■ AIM ■
Review the material and extract every line in which the word "index" occurs.

■ DATA SECTION ■
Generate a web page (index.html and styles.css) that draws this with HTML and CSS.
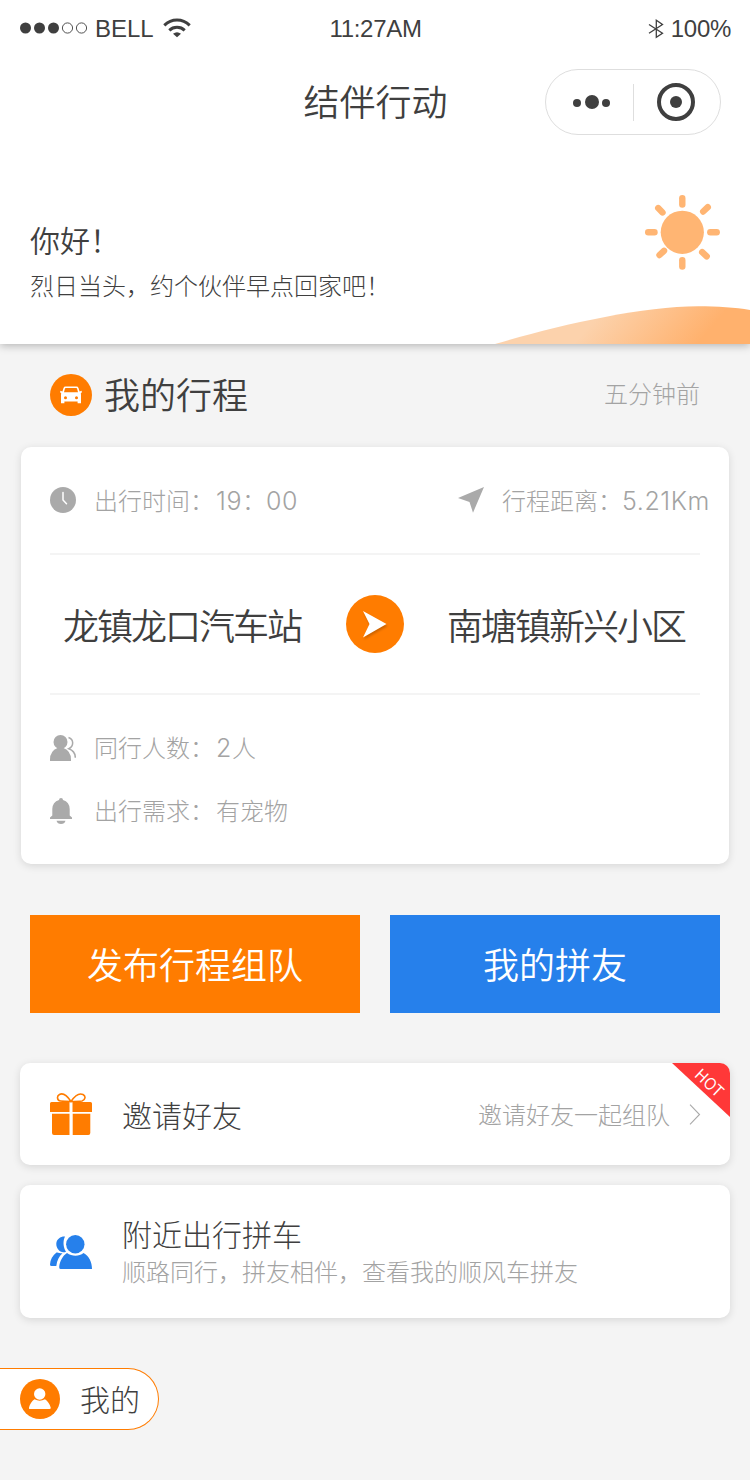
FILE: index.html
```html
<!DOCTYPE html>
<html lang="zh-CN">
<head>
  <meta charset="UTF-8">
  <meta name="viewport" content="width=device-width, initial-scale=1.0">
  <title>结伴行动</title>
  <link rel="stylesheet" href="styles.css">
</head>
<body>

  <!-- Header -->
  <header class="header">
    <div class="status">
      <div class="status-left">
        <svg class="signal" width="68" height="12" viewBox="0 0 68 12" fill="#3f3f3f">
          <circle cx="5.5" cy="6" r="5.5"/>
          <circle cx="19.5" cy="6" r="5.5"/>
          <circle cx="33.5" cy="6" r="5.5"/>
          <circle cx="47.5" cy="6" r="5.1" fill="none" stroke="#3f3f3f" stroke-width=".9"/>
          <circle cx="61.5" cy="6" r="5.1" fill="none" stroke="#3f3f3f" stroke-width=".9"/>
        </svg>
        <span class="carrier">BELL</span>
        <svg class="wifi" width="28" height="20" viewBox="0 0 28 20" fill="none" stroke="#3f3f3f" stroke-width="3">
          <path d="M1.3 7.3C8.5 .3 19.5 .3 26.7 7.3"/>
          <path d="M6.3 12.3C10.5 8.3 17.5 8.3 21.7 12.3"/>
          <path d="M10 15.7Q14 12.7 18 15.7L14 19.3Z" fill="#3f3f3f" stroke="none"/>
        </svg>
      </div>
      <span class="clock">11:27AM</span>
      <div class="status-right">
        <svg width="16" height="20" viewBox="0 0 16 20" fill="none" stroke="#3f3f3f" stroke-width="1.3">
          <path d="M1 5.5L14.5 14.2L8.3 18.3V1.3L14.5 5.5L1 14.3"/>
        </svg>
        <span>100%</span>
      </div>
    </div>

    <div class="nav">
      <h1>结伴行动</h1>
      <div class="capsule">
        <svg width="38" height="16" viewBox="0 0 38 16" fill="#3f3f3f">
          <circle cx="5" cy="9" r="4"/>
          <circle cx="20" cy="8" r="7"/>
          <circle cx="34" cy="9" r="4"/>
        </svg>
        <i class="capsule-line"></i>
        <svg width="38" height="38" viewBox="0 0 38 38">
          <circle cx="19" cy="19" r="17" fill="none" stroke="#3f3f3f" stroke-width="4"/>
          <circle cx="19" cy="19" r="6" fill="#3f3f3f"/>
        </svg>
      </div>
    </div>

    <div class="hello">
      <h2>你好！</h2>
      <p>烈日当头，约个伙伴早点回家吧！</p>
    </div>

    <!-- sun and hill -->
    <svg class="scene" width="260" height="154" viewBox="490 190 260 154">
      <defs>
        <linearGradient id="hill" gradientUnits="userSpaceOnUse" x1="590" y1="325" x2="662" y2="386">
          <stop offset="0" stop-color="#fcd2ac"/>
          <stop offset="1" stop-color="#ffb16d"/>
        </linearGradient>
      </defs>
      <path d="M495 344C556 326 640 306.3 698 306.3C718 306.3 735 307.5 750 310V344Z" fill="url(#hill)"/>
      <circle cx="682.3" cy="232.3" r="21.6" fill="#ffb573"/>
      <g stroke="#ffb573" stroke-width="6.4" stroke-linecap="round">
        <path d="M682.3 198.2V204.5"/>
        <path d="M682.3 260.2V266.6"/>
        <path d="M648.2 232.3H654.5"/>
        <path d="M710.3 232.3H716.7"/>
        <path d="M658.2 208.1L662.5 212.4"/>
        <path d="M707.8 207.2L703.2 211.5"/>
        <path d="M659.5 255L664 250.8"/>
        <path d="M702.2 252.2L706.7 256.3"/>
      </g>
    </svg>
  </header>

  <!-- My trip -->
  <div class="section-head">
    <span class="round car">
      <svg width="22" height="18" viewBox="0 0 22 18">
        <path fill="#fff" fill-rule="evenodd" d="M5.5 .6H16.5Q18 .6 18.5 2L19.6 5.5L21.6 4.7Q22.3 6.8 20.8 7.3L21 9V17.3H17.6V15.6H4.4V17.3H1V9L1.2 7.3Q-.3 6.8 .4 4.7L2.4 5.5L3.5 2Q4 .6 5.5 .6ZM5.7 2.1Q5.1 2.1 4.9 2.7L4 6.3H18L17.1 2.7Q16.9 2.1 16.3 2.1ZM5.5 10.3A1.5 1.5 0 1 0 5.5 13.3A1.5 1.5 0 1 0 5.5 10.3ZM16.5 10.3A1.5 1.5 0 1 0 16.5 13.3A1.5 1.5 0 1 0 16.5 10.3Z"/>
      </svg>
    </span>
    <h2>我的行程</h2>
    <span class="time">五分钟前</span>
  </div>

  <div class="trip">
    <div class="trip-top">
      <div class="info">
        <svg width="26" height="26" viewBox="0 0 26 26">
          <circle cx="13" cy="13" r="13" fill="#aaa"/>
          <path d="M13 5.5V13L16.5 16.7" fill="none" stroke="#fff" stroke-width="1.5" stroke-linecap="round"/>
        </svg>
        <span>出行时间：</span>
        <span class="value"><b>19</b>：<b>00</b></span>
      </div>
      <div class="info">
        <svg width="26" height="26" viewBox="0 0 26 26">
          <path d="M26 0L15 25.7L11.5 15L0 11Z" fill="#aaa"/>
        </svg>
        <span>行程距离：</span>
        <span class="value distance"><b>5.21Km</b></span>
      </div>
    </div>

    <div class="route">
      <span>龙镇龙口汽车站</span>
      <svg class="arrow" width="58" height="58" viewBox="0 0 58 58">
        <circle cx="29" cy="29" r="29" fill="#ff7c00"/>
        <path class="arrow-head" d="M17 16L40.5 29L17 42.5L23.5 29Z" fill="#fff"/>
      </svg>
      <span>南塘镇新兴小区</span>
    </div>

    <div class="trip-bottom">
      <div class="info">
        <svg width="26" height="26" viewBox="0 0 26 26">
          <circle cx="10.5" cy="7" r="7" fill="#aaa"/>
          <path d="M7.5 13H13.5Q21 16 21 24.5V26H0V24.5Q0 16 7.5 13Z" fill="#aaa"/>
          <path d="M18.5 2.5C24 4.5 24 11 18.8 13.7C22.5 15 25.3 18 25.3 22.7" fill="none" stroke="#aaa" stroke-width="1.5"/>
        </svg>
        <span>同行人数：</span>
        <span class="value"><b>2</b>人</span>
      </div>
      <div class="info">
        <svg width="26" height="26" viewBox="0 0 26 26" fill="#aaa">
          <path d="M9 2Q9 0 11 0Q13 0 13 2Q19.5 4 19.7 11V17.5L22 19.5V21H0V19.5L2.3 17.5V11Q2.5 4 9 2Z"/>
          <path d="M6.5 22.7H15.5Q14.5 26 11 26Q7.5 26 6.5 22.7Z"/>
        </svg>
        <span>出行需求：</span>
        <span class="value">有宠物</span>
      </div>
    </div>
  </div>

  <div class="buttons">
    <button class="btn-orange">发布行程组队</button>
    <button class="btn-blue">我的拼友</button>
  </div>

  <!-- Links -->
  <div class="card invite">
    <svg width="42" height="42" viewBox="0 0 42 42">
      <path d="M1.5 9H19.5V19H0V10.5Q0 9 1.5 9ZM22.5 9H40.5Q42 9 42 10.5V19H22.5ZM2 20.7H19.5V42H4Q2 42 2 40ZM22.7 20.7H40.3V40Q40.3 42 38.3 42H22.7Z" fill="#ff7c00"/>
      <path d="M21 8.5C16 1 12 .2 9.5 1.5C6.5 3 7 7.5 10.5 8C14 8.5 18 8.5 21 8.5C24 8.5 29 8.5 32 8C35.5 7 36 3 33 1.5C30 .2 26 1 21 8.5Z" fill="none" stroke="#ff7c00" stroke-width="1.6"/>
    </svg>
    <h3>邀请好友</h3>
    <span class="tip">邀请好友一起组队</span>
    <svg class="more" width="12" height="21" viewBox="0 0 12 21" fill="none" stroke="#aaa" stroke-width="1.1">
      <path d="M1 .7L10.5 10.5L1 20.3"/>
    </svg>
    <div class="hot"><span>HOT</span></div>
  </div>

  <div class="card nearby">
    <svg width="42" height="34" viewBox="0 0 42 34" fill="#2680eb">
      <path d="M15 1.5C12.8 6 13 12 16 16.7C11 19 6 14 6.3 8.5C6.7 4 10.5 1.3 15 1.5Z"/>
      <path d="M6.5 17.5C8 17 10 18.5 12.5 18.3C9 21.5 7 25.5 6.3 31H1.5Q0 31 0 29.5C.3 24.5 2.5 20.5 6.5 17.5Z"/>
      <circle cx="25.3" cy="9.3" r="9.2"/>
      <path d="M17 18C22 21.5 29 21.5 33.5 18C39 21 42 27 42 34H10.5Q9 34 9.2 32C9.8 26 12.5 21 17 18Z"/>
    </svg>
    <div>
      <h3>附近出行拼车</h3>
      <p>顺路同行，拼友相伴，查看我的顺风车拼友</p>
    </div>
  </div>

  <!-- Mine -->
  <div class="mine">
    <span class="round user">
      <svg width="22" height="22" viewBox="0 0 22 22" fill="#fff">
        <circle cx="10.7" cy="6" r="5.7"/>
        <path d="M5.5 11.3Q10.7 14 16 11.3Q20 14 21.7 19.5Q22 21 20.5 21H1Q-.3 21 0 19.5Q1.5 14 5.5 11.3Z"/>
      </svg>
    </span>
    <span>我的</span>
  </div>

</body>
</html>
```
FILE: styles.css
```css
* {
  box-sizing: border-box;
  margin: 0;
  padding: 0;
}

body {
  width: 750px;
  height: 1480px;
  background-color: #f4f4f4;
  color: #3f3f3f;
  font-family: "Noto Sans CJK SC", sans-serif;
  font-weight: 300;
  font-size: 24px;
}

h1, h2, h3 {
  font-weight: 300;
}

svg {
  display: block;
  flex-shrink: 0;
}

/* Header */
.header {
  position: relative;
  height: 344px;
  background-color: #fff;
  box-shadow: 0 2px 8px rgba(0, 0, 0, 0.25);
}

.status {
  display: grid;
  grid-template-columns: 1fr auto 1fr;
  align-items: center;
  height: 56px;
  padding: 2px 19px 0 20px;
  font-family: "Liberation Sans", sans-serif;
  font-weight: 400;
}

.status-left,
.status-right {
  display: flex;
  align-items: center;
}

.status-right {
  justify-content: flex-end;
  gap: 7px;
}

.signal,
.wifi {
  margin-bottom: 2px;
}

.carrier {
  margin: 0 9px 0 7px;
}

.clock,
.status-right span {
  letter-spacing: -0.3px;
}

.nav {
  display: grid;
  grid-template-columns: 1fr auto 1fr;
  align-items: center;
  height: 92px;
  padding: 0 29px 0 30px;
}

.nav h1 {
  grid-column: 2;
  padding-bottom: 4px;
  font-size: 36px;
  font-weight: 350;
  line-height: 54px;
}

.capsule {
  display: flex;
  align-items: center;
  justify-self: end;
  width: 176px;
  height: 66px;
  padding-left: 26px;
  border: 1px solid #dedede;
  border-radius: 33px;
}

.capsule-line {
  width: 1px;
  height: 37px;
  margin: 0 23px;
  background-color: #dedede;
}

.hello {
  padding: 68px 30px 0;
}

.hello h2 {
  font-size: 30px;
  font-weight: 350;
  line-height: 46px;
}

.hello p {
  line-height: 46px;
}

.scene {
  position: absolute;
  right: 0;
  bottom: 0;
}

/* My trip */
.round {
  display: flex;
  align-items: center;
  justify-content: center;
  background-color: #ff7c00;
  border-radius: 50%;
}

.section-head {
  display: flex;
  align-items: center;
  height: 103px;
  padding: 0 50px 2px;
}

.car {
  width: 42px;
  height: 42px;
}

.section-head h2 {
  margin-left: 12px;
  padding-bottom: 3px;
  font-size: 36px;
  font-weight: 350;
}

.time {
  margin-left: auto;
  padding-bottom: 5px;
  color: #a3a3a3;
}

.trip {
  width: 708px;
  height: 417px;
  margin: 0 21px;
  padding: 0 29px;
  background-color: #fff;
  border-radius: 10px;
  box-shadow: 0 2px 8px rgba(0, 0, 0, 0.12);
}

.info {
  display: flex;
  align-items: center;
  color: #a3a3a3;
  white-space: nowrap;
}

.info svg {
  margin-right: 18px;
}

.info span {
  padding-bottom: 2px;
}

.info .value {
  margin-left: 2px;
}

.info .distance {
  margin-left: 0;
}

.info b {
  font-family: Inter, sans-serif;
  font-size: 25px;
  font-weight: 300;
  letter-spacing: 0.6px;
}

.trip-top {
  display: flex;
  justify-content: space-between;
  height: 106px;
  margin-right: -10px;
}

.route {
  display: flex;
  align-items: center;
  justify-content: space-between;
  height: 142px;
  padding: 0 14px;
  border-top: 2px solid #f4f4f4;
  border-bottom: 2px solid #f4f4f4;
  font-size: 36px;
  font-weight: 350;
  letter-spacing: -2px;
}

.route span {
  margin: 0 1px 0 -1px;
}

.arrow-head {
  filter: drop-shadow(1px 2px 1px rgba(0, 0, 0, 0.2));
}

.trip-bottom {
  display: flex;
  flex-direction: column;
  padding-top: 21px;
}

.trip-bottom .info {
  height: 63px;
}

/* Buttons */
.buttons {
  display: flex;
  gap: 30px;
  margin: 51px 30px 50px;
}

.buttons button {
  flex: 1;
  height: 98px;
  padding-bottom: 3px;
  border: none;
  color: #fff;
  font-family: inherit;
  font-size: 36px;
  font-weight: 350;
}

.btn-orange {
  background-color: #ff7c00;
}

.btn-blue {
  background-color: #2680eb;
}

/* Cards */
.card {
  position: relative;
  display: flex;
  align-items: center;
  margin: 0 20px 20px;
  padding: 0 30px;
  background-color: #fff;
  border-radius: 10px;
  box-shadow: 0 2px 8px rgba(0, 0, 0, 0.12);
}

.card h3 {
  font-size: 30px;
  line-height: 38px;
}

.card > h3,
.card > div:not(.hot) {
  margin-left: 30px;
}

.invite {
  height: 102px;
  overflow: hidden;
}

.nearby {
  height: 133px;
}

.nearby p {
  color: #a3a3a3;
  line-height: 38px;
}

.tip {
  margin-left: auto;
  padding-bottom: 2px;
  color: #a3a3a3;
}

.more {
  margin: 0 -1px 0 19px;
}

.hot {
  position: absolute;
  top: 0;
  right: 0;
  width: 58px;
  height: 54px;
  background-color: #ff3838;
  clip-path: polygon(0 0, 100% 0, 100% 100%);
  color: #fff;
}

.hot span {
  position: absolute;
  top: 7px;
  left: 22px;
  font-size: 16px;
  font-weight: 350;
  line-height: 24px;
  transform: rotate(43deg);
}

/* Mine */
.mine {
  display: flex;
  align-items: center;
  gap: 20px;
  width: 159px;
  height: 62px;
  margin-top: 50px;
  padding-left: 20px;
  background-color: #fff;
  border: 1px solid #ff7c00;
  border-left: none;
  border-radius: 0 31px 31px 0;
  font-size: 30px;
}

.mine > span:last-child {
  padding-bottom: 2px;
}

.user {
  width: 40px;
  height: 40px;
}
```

■ TASK SOLUTION ■
Generate a web page (index.html and styles.css) that draws this with HTML and CSS.
FILE: index.html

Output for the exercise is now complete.